Puesto que siempre habrá posiciones encontradas en torno al contenido de las resoluciones que recaen en este tipo de procesos, se alzan algunas voces que exigen introducir mecanismos que nos protejan de las mismas  así como  de los jueces que las dictan.



Ante este estado de cosas, y antes de seguir adelante, convendría que recordásemos algunos de los principios rectores de  la Teoría General del Derecho. De no hacerlo podemos incurrir en posturas insostenibles que deriven en escenarios que rayen el absurdo. Vamos a ello, pues.

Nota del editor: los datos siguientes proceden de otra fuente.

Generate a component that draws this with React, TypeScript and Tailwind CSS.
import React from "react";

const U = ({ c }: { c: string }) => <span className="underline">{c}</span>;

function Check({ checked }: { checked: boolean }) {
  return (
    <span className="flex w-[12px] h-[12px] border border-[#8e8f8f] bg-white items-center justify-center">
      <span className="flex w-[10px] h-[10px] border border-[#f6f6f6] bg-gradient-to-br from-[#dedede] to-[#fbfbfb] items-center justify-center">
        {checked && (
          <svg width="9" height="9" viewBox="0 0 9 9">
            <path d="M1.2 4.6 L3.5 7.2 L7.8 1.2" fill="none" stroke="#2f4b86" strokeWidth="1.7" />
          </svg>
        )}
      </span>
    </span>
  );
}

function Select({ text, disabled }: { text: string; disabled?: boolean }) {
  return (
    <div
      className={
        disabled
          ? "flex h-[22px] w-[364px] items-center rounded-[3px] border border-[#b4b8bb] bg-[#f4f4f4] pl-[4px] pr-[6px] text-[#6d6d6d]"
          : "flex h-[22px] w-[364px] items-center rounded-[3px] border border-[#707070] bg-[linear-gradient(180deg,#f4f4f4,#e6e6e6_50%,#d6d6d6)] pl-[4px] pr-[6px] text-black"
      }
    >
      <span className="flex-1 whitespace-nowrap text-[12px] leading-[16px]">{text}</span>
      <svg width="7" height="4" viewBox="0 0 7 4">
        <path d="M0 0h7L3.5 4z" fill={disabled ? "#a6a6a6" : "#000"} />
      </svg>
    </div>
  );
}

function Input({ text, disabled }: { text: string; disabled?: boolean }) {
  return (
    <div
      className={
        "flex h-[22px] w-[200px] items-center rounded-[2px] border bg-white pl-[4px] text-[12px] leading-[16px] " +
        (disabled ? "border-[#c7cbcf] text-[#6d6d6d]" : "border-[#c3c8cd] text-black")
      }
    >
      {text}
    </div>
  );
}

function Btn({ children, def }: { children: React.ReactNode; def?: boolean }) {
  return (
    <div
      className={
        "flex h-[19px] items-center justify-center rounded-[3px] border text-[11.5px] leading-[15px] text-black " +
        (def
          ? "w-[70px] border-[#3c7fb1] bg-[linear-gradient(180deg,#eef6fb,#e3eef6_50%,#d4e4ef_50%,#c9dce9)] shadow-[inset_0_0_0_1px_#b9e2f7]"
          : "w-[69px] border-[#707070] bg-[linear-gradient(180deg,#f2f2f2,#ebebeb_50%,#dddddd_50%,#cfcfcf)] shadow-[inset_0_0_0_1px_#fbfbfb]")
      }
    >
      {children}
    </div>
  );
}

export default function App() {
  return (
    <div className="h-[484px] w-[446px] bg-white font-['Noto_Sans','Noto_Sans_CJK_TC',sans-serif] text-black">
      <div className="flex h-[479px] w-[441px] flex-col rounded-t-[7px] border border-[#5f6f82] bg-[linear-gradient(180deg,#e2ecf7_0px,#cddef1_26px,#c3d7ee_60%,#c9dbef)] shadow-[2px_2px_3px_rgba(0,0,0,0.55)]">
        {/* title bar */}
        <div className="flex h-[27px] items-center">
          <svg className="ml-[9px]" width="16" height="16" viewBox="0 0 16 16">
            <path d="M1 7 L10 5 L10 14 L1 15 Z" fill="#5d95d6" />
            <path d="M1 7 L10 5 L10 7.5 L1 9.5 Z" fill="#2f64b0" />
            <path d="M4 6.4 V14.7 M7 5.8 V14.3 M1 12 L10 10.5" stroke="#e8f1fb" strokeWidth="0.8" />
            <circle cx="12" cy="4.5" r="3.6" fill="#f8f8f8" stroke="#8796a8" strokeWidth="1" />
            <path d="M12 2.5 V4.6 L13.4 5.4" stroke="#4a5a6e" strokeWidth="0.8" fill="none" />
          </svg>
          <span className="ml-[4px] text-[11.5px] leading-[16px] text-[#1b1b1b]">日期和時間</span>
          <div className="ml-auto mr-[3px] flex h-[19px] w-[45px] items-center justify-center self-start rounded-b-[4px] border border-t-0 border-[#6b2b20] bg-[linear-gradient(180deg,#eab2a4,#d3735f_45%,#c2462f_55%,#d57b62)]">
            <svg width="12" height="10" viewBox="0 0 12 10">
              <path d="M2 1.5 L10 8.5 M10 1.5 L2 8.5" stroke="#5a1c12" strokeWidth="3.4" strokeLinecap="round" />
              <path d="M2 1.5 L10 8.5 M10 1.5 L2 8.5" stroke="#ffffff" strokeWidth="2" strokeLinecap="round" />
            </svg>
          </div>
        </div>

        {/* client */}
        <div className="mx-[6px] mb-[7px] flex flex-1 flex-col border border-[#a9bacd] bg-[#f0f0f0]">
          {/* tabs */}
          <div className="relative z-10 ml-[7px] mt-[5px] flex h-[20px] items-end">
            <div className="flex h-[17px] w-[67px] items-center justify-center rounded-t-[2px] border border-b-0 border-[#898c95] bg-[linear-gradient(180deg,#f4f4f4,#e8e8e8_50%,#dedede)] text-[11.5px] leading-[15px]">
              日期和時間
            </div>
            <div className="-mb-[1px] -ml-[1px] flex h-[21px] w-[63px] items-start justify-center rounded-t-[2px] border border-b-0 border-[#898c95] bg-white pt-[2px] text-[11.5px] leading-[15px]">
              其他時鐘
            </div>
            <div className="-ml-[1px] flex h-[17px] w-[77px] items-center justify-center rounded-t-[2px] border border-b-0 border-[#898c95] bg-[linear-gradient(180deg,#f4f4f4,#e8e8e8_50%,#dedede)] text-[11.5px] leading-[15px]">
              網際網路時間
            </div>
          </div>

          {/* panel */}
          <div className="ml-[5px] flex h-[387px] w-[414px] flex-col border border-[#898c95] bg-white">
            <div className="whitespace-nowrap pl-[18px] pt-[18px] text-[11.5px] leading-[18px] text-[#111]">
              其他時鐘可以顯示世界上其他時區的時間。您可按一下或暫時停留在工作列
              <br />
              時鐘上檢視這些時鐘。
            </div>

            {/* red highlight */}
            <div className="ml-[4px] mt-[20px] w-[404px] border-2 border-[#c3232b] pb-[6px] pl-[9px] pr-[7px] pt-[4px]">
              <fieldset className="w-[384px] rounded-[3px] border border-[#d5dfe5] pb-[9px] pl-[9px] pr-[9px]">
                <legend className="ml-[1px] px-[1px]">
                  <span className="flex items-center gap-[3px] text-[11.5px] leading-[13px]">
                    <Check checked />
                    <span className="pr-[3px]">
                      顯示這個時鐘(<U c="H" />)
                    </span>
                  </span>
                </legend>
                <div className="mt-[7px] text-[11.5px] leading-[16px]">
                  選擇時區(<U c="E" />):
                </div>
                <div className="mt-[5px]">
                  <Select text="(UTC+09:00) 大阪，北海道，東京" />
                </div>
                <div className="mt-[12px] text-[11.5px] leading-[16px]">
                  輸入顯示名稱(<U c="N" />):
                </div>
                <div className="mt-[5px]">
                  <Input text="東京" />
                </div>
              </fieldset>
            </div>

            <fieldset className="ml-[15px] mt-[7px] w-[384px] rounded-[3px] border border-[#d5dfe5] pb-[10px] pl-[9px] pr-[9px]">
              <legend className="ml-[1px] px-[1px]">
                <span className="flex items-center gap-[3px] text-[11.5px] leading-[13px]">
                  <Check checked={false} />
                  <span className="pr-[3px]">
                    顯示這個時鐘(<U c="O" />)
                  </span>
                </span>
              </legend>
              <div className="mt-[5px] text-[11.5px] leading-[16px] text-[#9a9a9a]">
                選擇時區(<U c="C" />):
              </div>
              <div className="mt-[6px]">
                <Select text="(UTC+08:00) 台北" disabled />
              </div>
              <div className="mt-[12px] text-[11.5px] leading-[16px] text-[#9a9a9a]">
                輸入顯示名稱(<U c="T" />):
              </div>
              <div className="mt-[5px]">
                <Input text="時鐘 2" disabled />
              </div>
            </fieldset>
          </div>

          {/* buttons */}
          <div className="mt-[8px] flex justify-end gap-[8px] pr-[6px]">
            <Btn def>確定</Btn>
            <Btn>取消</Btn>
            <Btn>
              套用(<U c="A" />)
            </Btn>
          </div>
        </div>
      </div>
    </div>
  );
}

En nuestro ordenamiento jurídico, los jueces están sometidos únicamente al imperio de la ley, tal como así recoge el artículo 117.1  de la Constitución. Si la aplicación de  la ley por parte de estos fuese un mero silogismo matemático en el que a un supuesto de hecho le correspondiese una consecuencia jurídica indubitada, no habría problema alguno. Podríamos criticar al legislador por el contenido de la ley con la que no estamos de acuerdo, pero nunca al juez que se ha limitado a aplicarla. Pero ocurre, no obstante, que nada de eso es así de sencillo. La aplicación de la ley conlleva siempre y necesariamente una interpretación por parte del juzgador. Las leyes nunca recogen los infinitos supuestos de hecho que la realidad ofrece, de ahí que la labor de exegesis del juez se hace necesaria e inevitable para dar solución a la controversia planteada, lo cual provoca  que el resultado de esa interpretación no sea siempre bien aceptado.

(Imagen: Poder Judicial)

¿Cómo se resuelve este inconveniente en nuestro Ordenamiento Jurídico? Pues a través de los recursos, que variarán según cual sea el tipo de resolución recaída  y el tribunal que la ha dictado. De esta forma se ofrece una nueva decisión que generalmente corresponderá a un tribunal colegiado de mayor rango. Pero llegados a este punto – y esto es lo importante que quiero transmitir – terminará el iter judicial de una controversia. Debemos comprender que un proceso no puede permanecer indefinidamente abierto. Por ello, podemos afirmar sin temor a equivocarnos que el juez tiene siempre la razón, no porque sea el más sabio, sino porque es el último en pronunciarse. La coercibilidad de la sentencia responde a una razón pragmática, pues en algún momento hay que poner fin a un conflicto dando solución al mismo. Una vez firme la sentencia, esta resultará del todo inmodificable, de ahí que alguno se haya atrevido a decir que la sentencia no es sino la ley del caso concreto.  Ese es el precio que el Derecho se ve obligado a pagar en aras de la seguridad y la paz social. Lo anterior no hace sino recordarnos que la falibilidad es inherente a la condición humana y que la seguridad total  es inalcanzable. Solo podemos aspirar a minimizar la incertidumbre.

Por ello, para mitigar estos imponderables, además del sistema de recursos mencionado, las sociedades deberán procurarse jueces bien formados, y no sólo en conocimientos jurídicos. Los jueces deben ser éticamente íntegros, imparciales, independientes, responsables y siempre con amplio respeto a los derechos humanos, debiendo sufrir  evaluaciones periódicas que garanticen su idoneidad. De ahí que el sistema de elección de los mismos sea tan importante.

Por tanto, contestando al aforismo que intitula esta columna. ¿Quién juzga al juzgador? Digamos que no existe, ni puede existir, un juez infalible. Sólo podemos aspirar  a un amplio sistema de garantías en su elección implantado en una sociedad fuertemente democrática, en la que las resoluciones de sus jueces inspiren la suficiente confianza en aras de la necesaria seguridad jurídica.

Nota final: Sería deseable que los requisitos que hemos apuntado como exigibles a todo juez fueran extensibles a nuestros legisladores. Resulta paradójico que exijamos rigurosos requisitos de acceso a quienes imparten justicia, pero no a quienes crean las leyes. Sería razonable —y necesario— que los legisladores estuvieran sujetos a estándares similares, ya que actualmente  pueden acceder a sus cargos sin tener preparación alguna.